If we continue to create a society where data and information is shared in a transparent fashion, then we have to take on board the personal responsibilities we have when doing so. Take the story of Tom Mullaney a 15 year old schoolboy who committed suicide after experiencing Facebook bullying. What is of note about this sad case is how the bullying escalated. A private chat between two boys was shared with the wider community on a Facebook wall. From thereon in, it appears that the wider community was able to join in the online conversation with little chance for the victim to fight back. The consequences were devastating.

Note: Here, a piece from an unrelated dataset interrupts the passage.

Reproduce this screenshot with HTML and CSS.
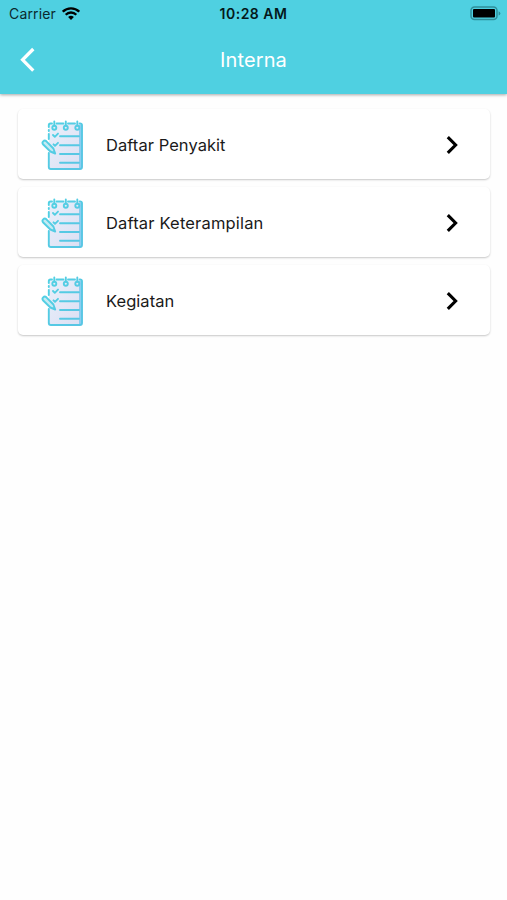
FILE: index.html
```html
<!DOCTYPE html>
<html lang="id">
<head>
    <meta charset="UTF-8">
    <meta name="viewport" content="width=device-width, initial-scale=1.0">
    <title>Interna</title>
    <link rel="stylesheet" href="styles.css">
</head>
<body>
    <svg width="0" height="0" class="sprite">
        <defs>
            <linearGradient id="paper" x1="0" y1="0" x2="1" y2="1">
                <stop offset="0" stop-color="#e9effa"/>
                <stop offset="1" stop-color="#dcdff3"/>
            </linearGradient>
            <linearGradient id="line" gradientUnits="userSpaceOnUse" x1="0" y1="0" x2="42" y2="30">
                <stop offset="0" stop-color="#4fd3e3"/>
                <stop offset="1" stop-color="#58c6e4"/>
            </linearGradient>
            <symbol id="notes" viewBox="0 0 42 50">
                <path d="M8 4h32.500v45h-32.500z" fill="url(#paper)"/>
                <path d="M38 5h3v43h-3z" fill="#8bcdf0"/>
                <g fill="none" stroke="url(#line)" stroke-width="1.9" stroke-linecap="round" stroke-linejoin="round">
                    <path d="M11 3.500H9.500Q7.800 3.500 7.800 5.200V7M7.800 10v1M7.800 14v5M7.800 33v14q0 2 2 2H39q2 0 2-2V5.200q0-1.700-2-1.700h-.500M15.500 3.500h7M27 3.500h7"/>
                    <path d="M13.300 1.500v4M24.800 1.500v4M36.300 1.500v4"/>
                    <circle cx="13.300" cy="7.700" r="2"/>
                    <circle cx="24.800" cy="7.700" r="2"/>
                    <circle cx="36.300" cy="7.700" r="2"/>
                    <path d="M12 15l1.800 1.800 3.200-3.200M12.500 24.300l1.500 1.500 3-3"/>
                    <path d="M19 16.200h19M19 25.300h19M19 34h19M19 42.800h19"/>
                    <path d="M2.200 21.300q1.500-1.500 3.200 0l7 7.200 1.800 5-4.800-2L2.200 24.500q-1.500-1.700 0-3.200z" fill="#c5ebf3"/>
                </g>
            </symbol>
            <symbol id="chevron" viewBox="0 0 12 18">
                <path d="M1.800 1.200L9.600 9l-7.800 7.800" fill="none" stroke="#000" stroke-width="3.100"/>
            </symbol>
        </defs>
    </svg>

    <header class="header">
        <div class="status-bar">
            <div class="carrier">
                <span>Carrier</span>
                <svg class="wifi" viewBox="0 0 18 13">
                    <g fill="none" stroke="#000" stroke-width="2.3">
                        <path d="M.8 4.700a11.700 11.700 0 0 1 16.400 0"/>
                        <path d="M3.700 7.700a7.500 7.500 0 0 1 10.600 0"/>
                    </g>
                    <path d="M9 13L6.100 10.100a4.100 4.100 0 0 1 5.800 0z"/>
                </svg>
            </div>
            <div class="clock">10:28 AM</div>
            <div class="battery">
                <svg width="31" height="15" viewBox="0 0 31 15">
                    <rect x="1" y="1" width="26" height="12.600" rx="3.500" fill="none" stroke="#2f8f9b" stroke-width="1.5"/>
                    <rect x="3" y="3" width="22" height="8.600" rx="1"/>
                    <path d="M28.600 5.200q1.800.7 1.800 2.200t-1.800 2.200z" fill="#2f8f9b"/>
                </svg>
            </div>
        </div>
        <div class="nav-bar">
            <svg class="back" viewBox="0 0 16 26">
                <path d="M13.300 2L2.600 12.800 13.300 23.600" fill="none" stroke="#fff" stroke-width="3.3"/>
            </svg>
            <h1>Interna</h1>
        </div>
    </header>

    <main class="menu">
        <a class="card">
            <svg class="card-icon"><use href="#notes"/></svg>
            <span class="card-title">Daftar Penyakit</span>
            <svg class="card-arrow"><use href="#chevron"/></svg>
        </a>
        <a class="card">
            <svg class="card-icon"><use href="#notes"/></svg>
            <span class="card-title card-title-wide">Daftar Keterampilan</span>
            <svg class="card-arrow"><use href="#chevron"/></svg>
        </a>
        <a class="card">
            <svg class="card-icon"><use href="#notes"/></svg>
            <span class="card-title">Kegiatan</span>
            <svg class="card-arrow"><use href="#chevron"/></svg>
        </a>
    </main>
</body>
</html>
```
FILE: styles.css
```css
* {
    margin: 0;
    padding: 0;
    box-sizing: border-box;
}

body {
    font-family: 'Inter', 'Open Sans', sans-serif;
    background: #fefefe;
    color: #1a1a1a;
    min-height: 100vh;
}

.sprite {
    display: block;
}

.header {
    height: 94px;
    background: #4fd0e1;
    box-shadow: 0 1px 3px rgba(0, 0, 0, 0.35);
}

.status-bar {
    height: 27px;
    padding: 0 6px 0 9px;
    display: grid;
    grid-template-columns: 1fr auto 1fr;
    align-items: center;
}

.carrier {
    display: flex;
    align-items: center;
    gap: 6px;
    font-size: 14px;
    letter-spacing: 0.15px;
    color: #0b2a2e;
}

.wifi {
    width: 18px;
    height: 13px;
    margin-top: -1px;
}

.clock {
    margin-right: 3px;
    font-size: 14px;
    font-weight: 600;
    letter-spacing: 0.5px;
    color: #04181a;
}

.battery {
    display: flex;
    justify-content: flex-end;
}

.nav-bar {
    height: 66px;
    padding: 0 20px;
    display: grid;
    grid-template-columns: 1fr auto 1fr;
    align-items: center;
}

.back {
    width: 16px;
    height: 26px;
}

.nav-bar h1 {
    color: #fff;
    font-size: 20px;
    font-weight: 400;
    line-height: 26px;
    letter-spacing: 0.1px;
}

.menu {
    padding: 15px 17px 0 18px;
    display: flex;
    flex-direction: column;
    gap: 8px;
}

.card {
    height: 70px;
    padding: 0 32px 0 23px;
    display: flex;
    align-items: center;
    background: #fff;
    border-radius: 5px;
    box-shadow: 0 1px 2px rgba(0, 0, 0, 0.22);
}

.card-icon {
    width: 42px;
    height: 50px;
    margin-top: 2px;
}

.card-title {
    flex: 1;
    margin-left: 23px;
    margin-top: 2px;
    font-size: 16.5px;
    letter-spacing: 0.05px;
}

.card-title-wide {
    letter-spacing: 0.17px;
}

.card-arrow {
    width: 12px;
    height: 18px;
    margin-top: 2px;
}
```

So at a micro-level in our day to day lives, the consequences of sharing data and content are not always thought through and can be huge. These consequences are just not understood. Rather like the fame obessessed b-list celebrity, we hand our data over to the online world not really thinking about how it will be judged, chewed over, reused and spat out. Is it OK to share data without considering the implications of what you do? No. Do we do it? Yes – just take a look at a handful of facebook accounts. Or try looking at personal updates using Openbook (which I’m sure facebook users don’t know about). Should social media networks be used to sidestep the law? As Paddy Ashdown said to Douglas Murray on BBC Question Time last week when debating the implications of the assumed rights and wrongs what had been purported to be the ‘assassination’ of Osama Bin Laden, you just don’t ignore the law because it is difficult to administer.

So what are the implications for nervous businesses that are now watching their employees join in the online conversation? Should it be banned? Should my company insist on my closing down this blog? Should I be asked to have my tweaks cleared before posting? Should there be a clause in my contract that states that I am liable for any fines imposed as a result of words uttered on behalf of my company when using unapproved channels. I think not. The online community is here to stay, and debate and conversation online will only increase and become more normalised. What people have to take is personal responsibility for their words, and recognise that those words have very real implications. Would you say it to their face? Would you say it to a full room? Would you be confident in stating it for the record? Are you happy with the implications for everyone of what you say? These are key questions.

As for shutting down social media – unwise. It will just move elsewhere. Look at places like employeeleaks which is trying to get off the ground, or glassdoor.com where open conversations are happening.

It is more the case that the conversation has started, but the participants are not always aware of the actions that result because of their words.